663, richiede, appunto, la precedente privazione – sia pure a diverso
titolo – della libertà personale, dovendo il tribunale di
sorveglianza verificare se il condannato abbia successivamente tenuto
durante il periodo di libertà un comportamento positivo tale “da
consentire il giudizio di cui al precedente comma 2”;
che risulta rispettato anche il precetto dell’art. 27 della
Costituzione, in quanto la finalità rieducativa della pena potrebbe,
invece, essere ostacolata proprio da una nuova sottoposizione al
regime carcerario del condannato già in custodia cautelare;
Visti gli artt. 26, secondo comma, della legge 11 marzo 1953, n.

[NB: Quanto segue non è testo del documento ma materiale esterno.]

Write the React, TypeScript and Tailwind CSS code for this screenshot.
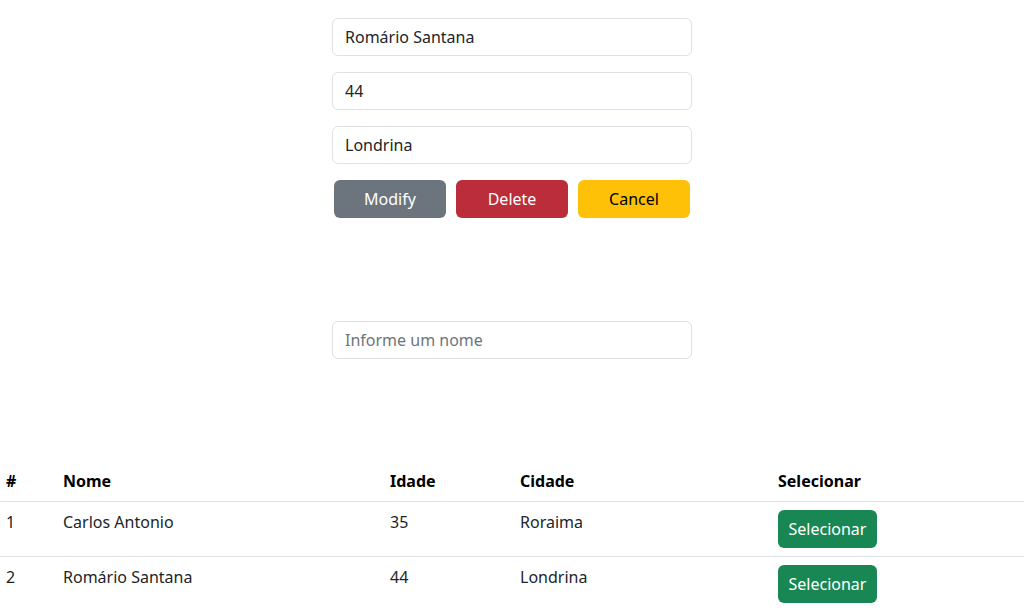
const pessoas = [
  { id: 1, nome: "Carlos Antonio", idade: 35, cidade: "Roraima" },
  { id: 2, nome: "Romário Santana", idade: 44, cidade: "Londrina" },
];

const inputCls =
  "block w-full h-[38px] px-3 border border-[#dee2e6] rounded-md text-base text-[#212529] bg-white outline-none placeholder:text-[#6c757d]";

export default function App() {
  return (
    <div className="bg-white min-h-[611px] text-[#212529] font-['Noto_Sans',sans-serif] text-base">
      <div className="w-[360px] mx-auto pt-[18px]">
        <input className={inputCls} defaultValue="Romário Santana" />
        <input className={inputCls + " mt-4"} defaultValue="44" />
        <input className={inputCls + " mt-4"} defaultValue="Londrina" />
        <div className="flex gap-[10px] px-[2px] mt-4">
          <button className="w-[112px] h-[38px] rounded-md bg-[#6c757d] text-white">
            Modify
          </button>
          <button className="w-[112px] h-[38px] rounded-md bg-[#bb2d3b] text-white">
            Delete
          </button>
          <button className="w-[112px] h-[38px] rounded-md bg-[#ffc107] text-black">
            Cancel
          </button>
        </div>
        <input className={inputCls + " mt-[103px]"} placeholder="Informe um nome" />
      </div>

      <table className="w-full mt-[102px] border-collapse text-left">
        <thead>
          <tr className="border-b border-[#dee2e6]">
            <th className="w-[55px] pl-[6px] py-2 font-bold text-black">#</th>
            <th className="w-[327px] px-2 py-2 font-bold text-black">Nome</th>
            <th className="w-[130px] px-2 py-2 font-bold text-black">Idade</th>
            <th className="w-[258px] px-2 py-2 font-bold text-black">Cidade</th>
            <th className="px-2 py-2 font-bold text-black">Selecionar</th>
          </tr>
        </thead>
        <tbody>
          {pessoas.map((p) => (
            <tr key={p.id} className="border-b border-[#dee2e6] align-top">
              <td className="pl-[6px] py-2">{p.id}</td>
              <td className="px-2 py-2">{p.nome}</td>
              <td className="px-2 py-2">{p.idade}</td>
              <td className="px-2 py-2">{p.cidade}</td>
              <td className="px-2 py-2">
                <button className="w-[99px] h-[38px] rounded-md bg-[#198754] text-white">
                  Selecionar
                </button>
              </td>
            </tr>
          ))}
        </tbody>
      </table>
    </div>
  );
}
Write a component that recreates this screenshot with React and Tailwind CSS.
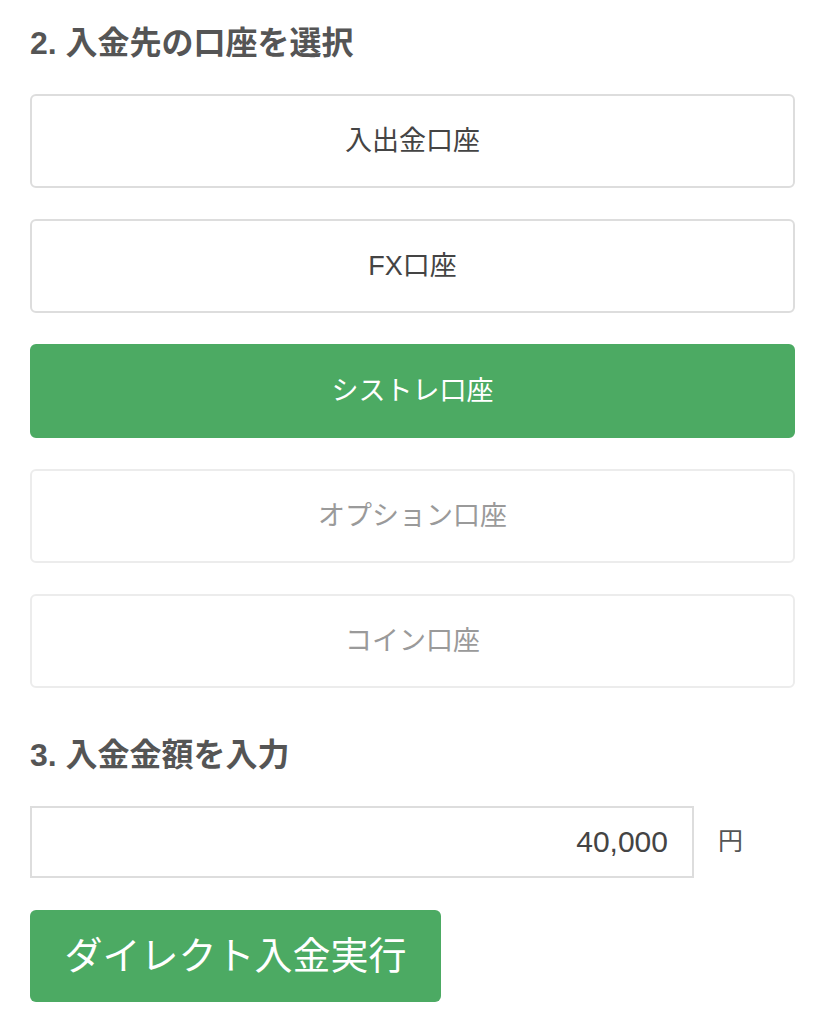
import { useState } from "react";

const accounts = [
  { label: "入出金口座", state: "normal" },
  { label: "FX口座", state: "normal" },
  { label: "シストレ口座", state: "active" },
  { label: "オプション口座", state: "disabled" },
  { label: "コイン口座", state: "disabled" },
];

const App = () => {
  const [amount, setAmount] = useState("40,000");

  const boxClass = (state) => {
    if (state === "active") return "bg-[#4caa63] border-[#4caa63] text-white";
    if (state === "disabled") return "bg-white border-[#ececec] text-[#9a9a9a]";
    return "bg-white border-[#dddddd] text-[#444444]";
  };

  return (
    <div
      className="w-[825px] min-h-[1024px] bg-white px-[30px] pt-[22px]"
      style={{ fontFamily: '"Liberation Sans", "Noto Sans CJK JP", sans-serif' }}
    >
      {/* 口座選択 */}
      <h2 className="text-[32px] leading-[42px] font-bold text-[#555555]">2. 入金先の口座を選択</h2>
      <div className="mt-[30px] flex flex-col gap-[31px]">
        {accounts.map((a) => (
          <button
            key={a.label}
            className={`h-[94px] w-[765px] rounded-[6px] border-2 flex items-center justify-center text-[27px] ${boxClass(a.state)}`}
          >
            {a.label}
          </button>
        ))}
      </div>

      {/* 金額入力 */}
      <h2 className="mt-[46px] text-[32px] leading-[42px] font-bold text-[#555555]">3. 入金金額を入力</h2>
      <div className="mt-[30px] flex items-center">
        <input
          type="text"
          value={amount}
          onChange={(e) => setAmount(e.target.value)}
          className="h-[72px] w-[664px] border-2 border-[#dddddd] px-[24px] text-right text-[30px] text-[#444444] outline-none"
        />
        <span className="ml-[24px] text-[25px] text-[#555555]">円</span>
      </div>

      <button className="mt-[32px] h-[92px] w-[411px] rounded-[6px] bg-[#4caa63] text-[38px] text-white">
        ダイレクト入金実行
      </button>
    </div>
  );
};

export default App;
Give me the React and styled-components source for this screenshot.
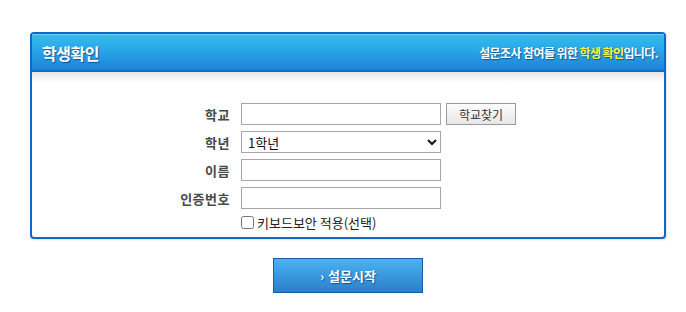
import React from 'react';
import styled, { createGlobalStyle } from 'styled-components';

const GlobalStyle = createGlobalStyle`
  body {
    margin: 0;
    background: #fff;
    font-family: 'Noto Sans CJK KR', 'Noto Sans', sans-serif;
    color: #222;
  }
`;

const Page = styled.div`
  padding: 32px 0 0 30px;
  width: 636px;
`;

const Panel = styled.section`
  box-sizing: border-box;
  width: 636px;
  border: 2px solid #0b68d0;
  border-radius: 4px;
  background: #fff;
  box-shadow: 1px 1px 2px rgba(0, 0, 0, 0.12);
  overflow: hidden;
`;

const Header = styled.div`
  display: flex;
  align-items: center;
  justify-content: space-between;
  height: 35px;
  padding: 0 6px 0 10px;
  background: linear-gradient(to bottom, #33bcee 0%, #29a8e6 40%, #1f82d8 100%);
  border-top: 1px solid #6fd0f4;
  border-bottom: 2px solid #0e6bd0;
`;

const Title = styled.h1`
  margin: 0;
  font-size: 16px;
  font-weight: bold;
  color: #fff;
  letter-spacing: -0.5px;
  text-shadow: 1px 1px 1px rgba(0, 40, 100, 0.6);
`;

const Notice = styled.p`
  margin: 0;
  font-size: 12px;
  font-weight: bold;
  color: #fff;
  letter-spacing: -0.6px;
  text-shadow: 1px 1px 1px rgba(0, 40, 100, 0.6);
`;

const Mark = styled.span`
  color: #fff23a;
`;

const Shade = styled.div`
  height: 10px;
  background: linear-gradient(to bottom, #e4e4e4, #fff);
`;

const Form = styled.form`
  display: grid;
  grid-template-columns: 198px auto;
  column-gap: 11px;
  row-gap: 6px;
  align-items: center;
  justify-content: start;
  padding: 21px 0 8px;
`;

const Label = styled.label`
  text-align: right;
  font-size: 13px;
  font-weight: bold;
  color: #484848;
  letter-spacing: 0.5px;
`;

const Field = styled.div`
  display: flex;
  align-items: center;
  gap: 5px;
  height: 22px;
`;

const TextInput = styled.input`
  box-sizing: border-box;
  width: 200px;
  height: 22px;
  border: 1px solid #a6a6a6;
  padding: 0 4px;
  font-family: inherit;
  font-size: 13px;
`;

const Select = styled.select`
  box-sizing: border-box;
  width: 200px;
  height: 22px;
  border: 1px solid #a6a6a6;
  border-radius: 0;
  padding: 0 0 0 2px;
  font-family: inherit;
  font-size: 13px;
  color: #111;
  background: #fff;
`;

const FindButton = styled.button`
  box-sizing: border-box;
  width: 70px;
  height: 22px;
  border: 1px solid #9a9a9a;
  background: linear-gradient(to bottom, #fdfdfd, #e6e6e6);
  font-family: inherit;
  font-size: 12px;
  color: #333;
  padding: 0;
`;

const Check = styled.label`
  grid-column: 2;
  display: flex;
  align-items: center;
  gap: 3px;
  font-size: 13px;
  color: #222;
  height: 14px;
`;

const Box = styled.input`
  margin: 0;
  width: 13px;
  height: 13px;
`;

const Footer = styled.div`
  display: flex;
  justify-content: center;
  padding-top: 19px;
`;

const StartButton = styled.button`
  box-sizing: border-box;
  width: 150px;
  height: 35px;
  border: 1px solid #155ba6;
  background: linear-gradient(to bottom, #4cb2ef 0%, #3a98de 50%, #2c80cb 100%);
  color: #fff;
  font-family: inherit;
  font-size: 13px;
  font-weight: bold;
  text-shadow: 1px 1px 1px rgba(0, 40, 100, 0.6);
  padding: 0;
`;

const Arrow = styled.span`
  font-size: 12px;
  margin-right: 4px;
`;

export default function App() {
  return (
    <Page>
      <GlobalStyle />
      <Panel>
        <Header>
          <Title>학생확인</Title>
          <Notice>
            설문조사 참여를 위한 <Mark>학생 확인</Mark>입니다.
          </Notice>
        </Header>
        <Shade />
        <Form onSubmit={e => e.preventDefault()}>
          <Label>학교</Label>
          <Field>
            <TextInput type="text" />
            <FindButton type="button">학교찾기</FindButton>
          </Field>

          <Label>학년</Label>
          <Field>
            <Select defaultValue="1">
              <option value="1">1학년</option>
              <option value="2">2학년</option>
              <option value="3">3학년</option>
            </Select>
          </Field>

          <Label>이름</Label>
          <Field>
            <TextInput type="text" />
          </Field>

          <Label>인증번호</Label>
          <Field>
            <TextInput type="text" />
          </Field>

          <Check>
            <Box type="checkbox" />
            키보드보안 적용(선택)
          </Check>
        </Form>
      </Panel>
      <Footer>
        <StartButton type="button">
          <Arrow>›</Arrow>설문시작
        </StartButton>
      </Footer>
    </Page>
  );
}
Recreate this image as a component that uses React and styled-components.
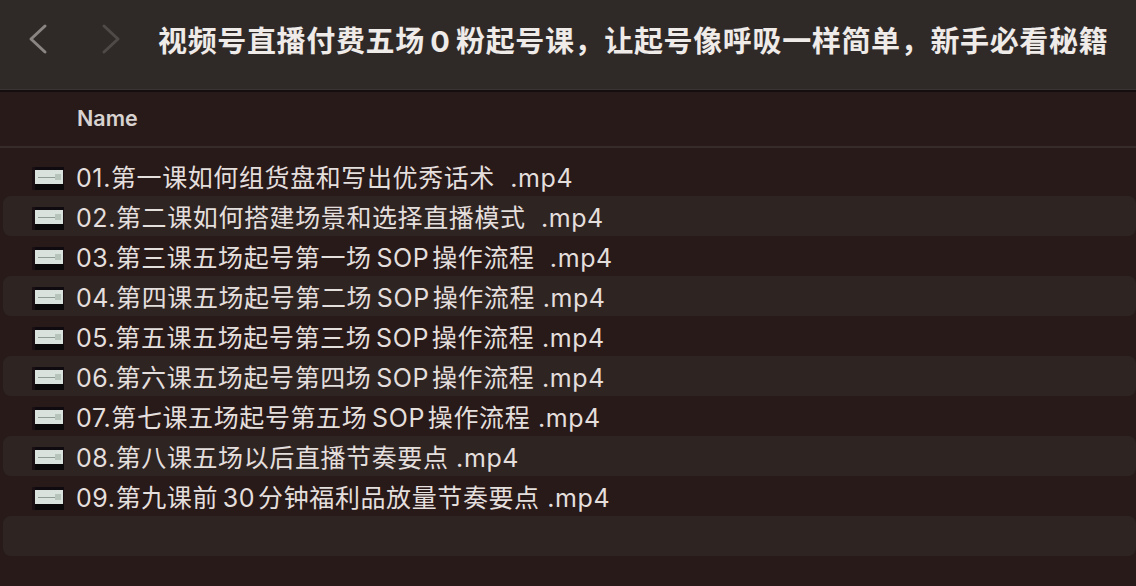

87, e 9, secondo comma, delle norme integrative per i giudizi davanti
alla Corte costituzionale;
LA CORTE COSTITUZIONALE
Dichiara la manifesta infondatezza della questione di legittimità
costituzionale dell’art. 47, terzo e quarto comma, della legge 26
luglio 1975, n. 354 (Norme sull’ordinamento penitenziario e sulla
esecuzione delle misure privative e limitative della libertà), quale
modificato dall’art. 11 della legge 10 ottobre 1986, n. 663
(Modifiche alla legge sull’ordinamento penitenziario e sulla
esecuzione delle misure privative e limitative della libertà),
sollevata, in riferimento agli artt. 3 e 27 della Costituzione, dal
Tribunale di sorveglianza di Torino con due ordinanze del 17 ottobre
1988 e del 7 novembre 1988.
Così deciso in Roma, nella sede della Corte costituzionale,
Palazzo della Consulta, il 19 luglio 1989.
Il Presidente: SAJA
Il redattore: CONSO
Il cancelliere: DI PAOLA
Depositata in cancelleria il 31 luglio 1989.